-- begin DATA EXTRACT --

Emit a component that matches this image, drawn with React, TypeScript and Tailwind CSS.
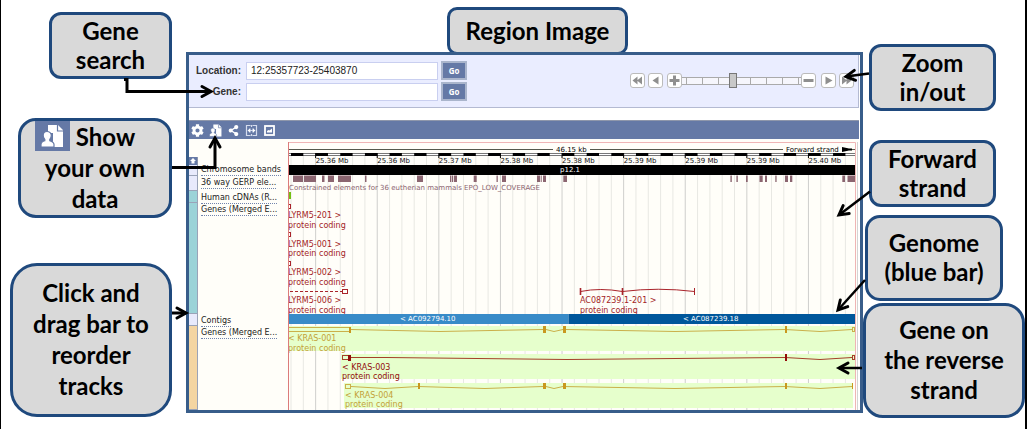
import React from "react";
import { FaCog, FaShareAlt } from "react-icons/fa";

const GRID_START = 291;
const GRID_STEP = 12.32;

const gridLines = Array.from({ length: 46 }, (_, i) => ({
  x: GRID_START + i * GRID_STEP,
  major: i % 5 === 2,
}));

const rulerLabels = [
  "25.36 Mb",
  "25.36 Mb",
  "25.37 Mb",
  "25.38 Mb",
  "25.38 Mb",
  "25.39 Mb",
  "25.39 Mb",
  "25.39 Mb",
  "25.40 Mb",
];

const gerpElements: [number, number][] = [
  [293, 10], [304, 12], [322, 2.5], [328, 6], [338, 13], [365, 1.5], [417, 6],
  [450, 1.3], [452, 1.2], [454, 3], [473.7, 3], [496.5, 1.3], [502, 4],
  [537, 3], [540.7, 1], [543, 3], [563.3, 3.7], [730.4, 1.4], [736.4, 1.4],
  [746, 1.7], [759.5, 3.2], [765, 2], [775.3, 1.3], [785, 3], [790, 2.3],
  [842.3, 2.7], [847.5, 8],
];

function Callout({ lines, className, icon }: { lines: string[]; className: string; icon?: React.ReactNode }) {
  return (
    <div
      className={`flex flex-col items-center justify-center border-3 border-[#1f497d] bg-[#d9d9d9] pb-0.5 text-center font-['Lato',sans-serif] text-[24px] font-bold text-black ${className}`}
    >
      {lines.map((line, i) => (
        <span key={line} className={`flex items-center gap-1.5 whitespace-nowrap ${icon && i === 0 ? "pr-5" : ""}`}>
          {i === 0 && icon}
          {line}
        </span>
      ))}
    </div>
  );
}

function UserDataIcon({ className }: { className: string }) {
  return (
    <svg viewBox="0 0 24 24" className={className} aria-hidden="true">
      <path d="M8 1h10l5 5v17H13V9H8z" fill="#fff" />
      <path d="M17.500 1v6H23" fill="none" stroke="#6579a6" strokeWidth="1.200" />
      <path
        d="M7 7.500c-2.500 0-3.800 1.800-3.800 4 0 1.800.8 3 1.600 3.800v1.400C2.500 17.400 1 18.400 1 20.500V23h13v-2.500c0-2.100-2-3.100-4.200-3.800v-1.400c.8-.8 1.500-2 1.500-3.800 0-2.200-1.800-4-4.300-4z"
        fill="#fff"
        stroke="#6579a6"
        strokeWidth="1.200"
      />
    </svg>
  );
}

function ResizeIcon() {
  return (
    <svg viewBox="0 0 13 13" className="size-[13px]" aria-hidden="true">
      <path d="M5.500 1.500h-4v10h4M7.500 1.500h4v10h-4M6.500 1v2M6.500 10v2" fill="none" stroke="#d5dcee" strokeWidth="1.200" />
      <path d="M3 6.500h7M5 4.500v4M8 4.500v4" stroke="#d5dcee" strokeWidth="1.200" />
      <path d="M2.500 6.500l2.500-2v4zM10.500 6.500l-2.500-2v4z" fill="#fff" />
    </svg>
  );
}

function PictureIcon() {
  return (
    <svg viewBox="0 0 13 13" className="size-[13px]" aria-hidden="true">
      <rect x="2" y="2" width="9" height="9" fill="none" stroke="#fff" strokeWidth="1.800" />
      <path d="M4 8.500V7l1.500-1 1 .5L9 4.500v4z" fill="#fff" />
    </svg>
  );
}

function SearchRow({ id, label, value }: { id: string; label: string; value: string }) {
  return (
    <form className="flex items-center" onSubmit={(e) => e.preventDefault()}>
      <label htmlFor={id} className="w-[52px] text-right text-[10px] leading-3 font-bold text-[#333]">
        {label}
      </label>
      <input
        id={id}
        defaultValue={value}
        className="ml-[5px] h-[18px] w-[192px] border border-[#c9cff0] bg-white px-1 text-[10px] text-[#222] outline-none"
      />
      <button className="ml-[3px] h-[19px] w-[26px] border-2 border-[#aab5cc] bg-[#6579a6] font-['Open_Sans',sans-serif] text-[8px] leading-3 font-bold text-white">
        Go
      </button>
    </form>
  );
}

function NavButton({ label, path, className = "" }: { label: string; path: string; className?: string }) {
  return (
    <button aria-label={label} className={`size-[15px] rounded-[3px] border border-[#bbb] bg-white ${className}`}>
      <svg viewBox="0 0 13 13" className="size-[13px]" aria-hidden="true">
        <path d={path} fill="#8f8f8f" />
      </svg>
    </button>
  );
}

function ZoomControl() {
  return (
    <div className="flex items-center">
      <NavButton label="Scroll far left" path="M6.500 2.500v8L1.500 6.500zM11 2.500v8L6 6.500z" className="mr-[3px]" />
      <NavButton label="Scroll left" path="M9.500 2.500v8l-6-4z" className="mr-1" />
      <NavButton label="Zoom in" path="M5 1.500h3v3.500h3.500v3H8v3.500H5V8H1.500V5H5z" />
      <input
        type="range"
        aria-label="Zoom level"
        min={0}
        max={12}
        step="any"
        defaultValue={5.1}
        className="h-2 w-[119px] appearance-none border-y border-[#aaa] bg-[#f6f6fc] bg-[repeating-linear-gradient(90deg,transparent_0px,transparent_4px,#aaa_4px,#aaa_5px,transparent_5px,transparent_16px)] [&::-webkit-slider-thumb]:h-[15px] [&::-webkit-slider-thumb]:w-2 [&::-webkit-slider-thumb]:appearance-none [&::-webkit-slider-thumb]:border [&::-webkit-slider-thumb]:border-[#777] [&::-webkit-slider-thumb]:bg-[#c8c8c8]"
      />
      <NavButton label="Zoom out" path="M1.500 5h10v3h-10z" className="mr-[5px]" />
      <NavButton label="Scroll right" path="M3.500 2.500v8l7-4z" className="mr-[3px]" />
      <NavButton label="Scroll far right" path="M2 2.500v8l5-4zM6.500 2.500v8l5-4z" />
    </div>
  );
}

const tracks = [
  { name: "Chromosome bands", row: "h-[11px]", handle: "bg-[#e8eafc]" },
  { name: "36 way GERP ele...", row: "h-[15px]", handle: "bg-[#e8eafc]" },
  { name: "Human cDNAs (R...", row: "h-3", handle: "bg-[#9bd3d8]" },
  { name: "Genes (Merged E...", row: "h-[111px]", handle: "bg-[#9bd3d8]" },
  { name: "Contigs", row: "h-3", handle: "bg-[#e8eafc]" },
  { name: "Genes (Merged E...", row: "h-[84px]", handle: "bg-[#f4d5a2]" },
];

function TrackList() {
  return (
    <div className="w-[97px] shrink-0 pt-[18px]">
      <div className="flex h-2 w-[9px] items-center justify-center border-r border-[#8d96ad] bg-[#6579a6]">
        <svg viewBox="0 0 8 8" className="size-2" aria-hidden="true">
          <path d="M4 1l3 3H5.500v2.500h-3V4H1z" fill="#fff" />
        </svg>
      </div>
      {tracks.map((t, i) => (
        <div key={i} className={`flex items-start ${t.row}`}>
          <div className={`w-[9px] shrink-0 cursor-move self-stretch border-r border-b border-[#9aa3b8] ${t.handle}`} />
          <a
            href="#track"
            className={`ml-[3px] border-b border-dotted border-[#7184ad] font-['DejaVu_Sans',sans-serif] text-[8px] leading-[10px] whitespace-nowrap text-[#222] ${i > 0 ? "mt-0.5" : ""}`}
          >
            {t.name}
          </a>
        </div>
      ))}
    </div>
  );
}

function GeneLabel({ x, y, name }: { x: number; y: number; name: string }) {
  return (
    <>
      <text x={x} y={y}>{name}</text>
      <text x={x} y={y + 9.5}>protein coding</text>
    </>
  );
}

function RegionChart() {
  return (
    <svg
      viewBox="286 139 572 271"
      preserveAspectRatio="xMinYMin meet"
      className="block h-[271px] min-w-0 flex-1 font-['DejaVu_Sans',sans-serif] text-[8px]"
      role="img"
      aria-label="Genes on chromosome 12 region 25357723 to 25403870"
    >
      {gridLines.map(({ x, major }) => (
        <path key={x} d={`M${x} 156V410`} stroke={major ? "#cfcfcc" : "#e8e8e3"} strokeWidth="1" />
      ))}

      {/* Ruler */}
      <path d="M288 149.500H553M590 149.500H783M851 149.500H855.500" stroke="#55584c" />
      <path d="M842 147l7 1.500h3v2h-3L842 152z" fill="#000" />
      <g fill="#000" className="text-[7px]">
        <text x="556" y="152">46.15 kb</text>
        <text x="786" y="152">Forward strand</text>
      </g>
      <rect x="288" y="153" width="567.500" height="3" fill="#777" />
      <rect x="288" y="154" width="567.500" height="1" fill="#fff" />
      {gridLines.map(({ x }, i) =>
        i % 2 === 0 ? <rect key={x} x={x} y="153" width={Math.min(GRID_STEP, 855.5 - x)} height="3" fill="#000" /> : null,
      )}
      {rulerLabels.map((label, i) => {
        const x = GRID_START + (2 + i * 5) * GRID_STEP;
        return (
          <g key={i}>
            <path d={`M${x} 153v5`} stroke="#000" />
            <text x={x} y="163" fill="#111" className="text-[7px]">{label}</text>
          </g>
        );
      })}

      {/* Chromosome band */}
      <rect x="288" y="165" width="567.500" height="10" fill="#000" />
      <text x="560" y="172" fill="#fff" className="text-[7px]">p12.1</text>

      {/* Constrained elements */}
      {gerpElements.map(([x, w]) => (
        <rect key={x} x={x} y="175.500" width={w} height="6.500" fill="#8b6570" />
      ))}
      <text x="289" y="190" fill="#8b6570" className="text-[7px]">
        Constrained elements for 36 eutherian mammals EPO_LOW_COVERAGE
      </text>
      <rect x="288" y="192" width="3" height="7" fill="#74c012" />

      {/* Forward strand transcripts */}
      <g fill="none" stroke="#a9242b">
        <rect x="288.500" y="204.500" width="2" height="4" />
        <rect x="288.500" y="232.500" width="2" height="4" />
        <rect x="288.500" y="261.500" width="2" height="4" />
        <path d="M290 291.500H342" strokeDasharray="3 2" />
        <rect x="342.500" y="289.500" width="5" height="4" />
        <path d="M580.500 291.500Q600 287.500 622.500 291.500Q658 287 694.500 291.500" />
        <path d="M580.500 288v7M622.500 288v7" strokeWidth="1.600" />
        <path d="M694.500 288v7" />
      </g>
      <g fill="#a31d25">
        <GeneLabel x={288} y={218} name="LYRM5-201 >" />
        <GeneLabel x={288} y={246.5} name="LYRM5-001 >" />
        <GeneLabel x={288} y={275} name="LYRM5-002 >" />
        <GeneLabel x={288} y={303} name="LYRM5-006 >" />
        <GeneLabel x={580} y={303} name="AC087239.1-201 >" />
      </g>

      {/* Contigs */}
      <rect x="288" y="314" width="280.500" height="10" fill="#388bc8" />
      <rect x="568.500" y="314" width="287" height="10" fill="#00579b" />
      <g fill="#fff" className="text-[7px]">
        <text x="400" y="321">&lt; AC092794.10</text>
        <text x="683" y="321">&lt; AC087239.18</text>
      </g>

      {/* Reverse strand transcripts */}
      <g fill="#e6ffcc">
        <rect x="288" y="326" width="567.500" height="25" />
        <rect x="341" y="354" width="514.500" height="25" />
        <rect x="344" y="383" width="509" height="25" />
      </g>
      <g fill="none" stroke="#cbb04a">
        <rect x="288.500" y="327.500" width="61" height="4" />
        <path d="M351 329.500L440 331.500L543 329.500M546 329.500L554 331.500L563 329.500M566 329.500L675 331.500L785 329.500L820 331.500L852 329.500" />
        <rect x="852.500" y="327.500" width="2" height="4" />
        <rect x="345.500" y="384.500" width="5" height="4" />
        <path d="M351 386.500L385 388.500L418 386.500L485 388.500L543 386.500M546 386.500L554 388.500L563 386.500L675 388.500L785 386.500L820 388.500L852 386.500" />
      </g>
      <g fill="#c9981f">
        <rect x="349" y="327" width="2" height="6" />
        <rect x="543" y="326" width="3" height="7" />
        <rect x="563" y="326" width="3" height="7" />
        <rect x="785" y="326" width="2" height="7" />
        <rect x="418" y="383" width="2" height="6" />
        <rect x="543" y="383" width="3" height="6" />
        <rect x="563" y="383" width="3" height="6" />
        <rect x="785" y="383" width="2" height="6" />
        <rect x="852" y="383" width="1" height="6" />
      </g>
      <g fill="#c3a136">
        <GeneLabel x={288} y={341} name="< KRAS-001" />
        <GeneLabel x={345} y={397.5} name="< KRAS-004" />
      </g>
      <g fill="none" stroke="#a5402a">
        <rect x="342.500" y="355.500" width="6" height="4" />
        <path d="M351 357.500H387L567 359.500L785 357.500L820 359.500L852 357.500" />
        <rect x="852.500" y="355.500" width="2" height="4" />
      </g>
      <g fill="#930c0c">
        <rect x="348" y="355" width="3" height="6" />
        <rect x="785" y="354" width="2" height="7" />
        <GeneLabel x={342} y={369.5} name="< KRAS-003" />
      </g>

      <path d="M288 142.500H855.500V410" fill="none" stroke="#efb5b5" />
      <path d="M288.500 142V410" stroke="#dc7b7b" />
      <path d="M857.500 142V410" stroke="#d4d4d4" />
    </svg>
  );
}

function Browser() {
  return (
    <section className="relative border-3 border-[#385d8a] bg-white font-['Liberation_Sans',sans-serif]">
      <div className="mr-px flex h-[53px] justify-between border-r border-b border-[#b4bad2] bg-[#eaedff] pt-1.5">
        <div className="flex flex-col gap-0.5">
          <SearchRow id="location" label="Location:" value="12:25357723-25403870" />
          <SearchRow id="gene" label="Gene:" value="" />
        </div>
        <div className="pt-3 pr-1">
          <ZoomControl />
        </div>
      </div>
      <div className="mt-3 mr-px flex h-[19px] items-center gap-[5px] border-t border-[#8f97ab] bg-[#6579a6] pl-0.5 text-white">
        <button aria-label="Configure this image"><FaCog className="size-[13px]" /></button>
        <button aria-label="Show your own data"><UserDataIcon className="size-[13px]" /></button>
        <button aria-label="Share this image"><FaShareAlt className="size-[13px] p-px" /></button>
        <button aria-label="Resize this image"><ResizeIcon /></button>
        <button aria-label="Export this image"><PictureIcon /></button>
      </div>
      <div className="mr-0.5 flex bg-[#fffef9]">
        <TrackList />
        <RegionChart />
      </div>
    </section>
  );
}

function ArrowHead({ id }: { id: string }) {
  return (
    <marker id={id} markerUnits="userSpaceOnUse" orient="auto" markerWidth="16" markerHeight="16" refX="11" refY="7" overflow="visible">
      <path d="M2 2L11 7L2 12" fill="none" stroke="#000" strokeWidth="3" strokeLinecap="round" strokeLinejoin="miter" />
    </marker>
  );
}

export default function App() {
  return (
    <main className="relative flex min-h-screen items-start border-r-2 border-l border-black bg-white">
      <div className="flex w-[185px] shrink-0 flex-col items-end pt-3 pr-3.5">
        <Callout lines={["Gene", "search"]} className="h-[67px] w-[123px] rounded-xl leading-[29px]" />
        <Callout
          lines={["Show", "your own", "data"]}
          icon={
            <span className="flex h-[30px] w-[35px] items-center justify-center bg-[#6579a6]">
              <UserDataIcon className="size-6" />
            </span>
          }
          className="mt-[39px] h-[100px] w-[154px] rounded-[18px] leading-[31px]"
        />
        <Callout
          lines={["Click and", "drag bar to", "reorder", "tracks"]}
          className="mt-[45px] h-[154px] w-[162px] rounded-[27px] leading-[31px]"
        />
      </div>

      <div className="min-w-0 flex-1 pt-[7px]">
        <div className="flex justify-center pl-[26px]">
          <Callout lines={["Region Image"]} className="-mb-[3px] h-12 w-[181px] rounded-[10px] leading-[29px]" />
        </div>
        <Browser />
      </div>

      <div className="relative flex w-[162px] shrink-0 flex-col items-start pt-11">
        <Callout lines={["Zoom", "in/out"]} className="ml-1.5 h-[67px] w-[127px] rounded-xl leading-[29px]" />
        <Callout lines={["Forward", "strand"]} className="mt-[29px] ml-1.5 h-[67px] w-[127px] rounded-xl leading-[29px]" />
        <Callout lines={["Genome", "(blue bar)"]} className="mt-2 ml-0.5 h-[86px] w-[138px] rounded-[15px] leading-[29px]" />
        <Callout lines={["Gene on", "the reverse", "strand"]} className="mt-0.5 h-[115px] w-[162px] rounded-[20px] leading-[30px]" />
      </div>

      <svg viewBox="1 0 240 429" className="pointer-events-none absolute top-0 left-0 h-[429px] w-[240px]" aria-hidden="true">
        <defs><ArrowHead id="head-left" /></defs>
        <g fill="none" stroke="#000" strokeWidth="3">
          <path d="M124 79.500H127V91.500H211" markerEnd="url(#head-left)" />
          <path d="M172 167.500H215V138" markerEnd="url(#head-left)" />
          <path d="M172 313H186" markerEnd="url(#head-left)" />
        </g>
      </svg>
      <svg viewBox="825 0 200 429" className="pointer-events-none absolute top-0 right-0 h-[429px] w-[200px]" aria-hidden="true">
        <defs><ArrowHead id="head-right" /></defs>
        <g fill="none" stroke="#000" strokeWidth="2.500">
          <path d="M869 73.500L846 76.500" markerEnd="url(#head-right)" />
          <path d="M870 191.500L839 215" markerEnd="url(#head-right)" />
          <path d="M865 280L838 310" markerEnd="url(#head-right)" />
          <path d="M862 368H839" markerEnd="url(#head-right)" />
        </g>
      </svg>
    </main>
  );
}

-- end DATA EXTRACT --

WHAT TO WORK ON: Pull every line containing "this" out of the data above.

TASK OUTPUT:
Emit a component that matches this image, drawn with React, TypeScript and Tailwind CSS.
        <button aria-label="Configure this image"><FaCog className="size-[13px]" /></button>
        <button aria-label="Share this image"><FaShareAlt className="size-[13px] p-px" /></button>
        <button aria-label="Resize this image"><ResizeIcon /></button>
        <button aria-label="Export this image"><PictureIcon /></button>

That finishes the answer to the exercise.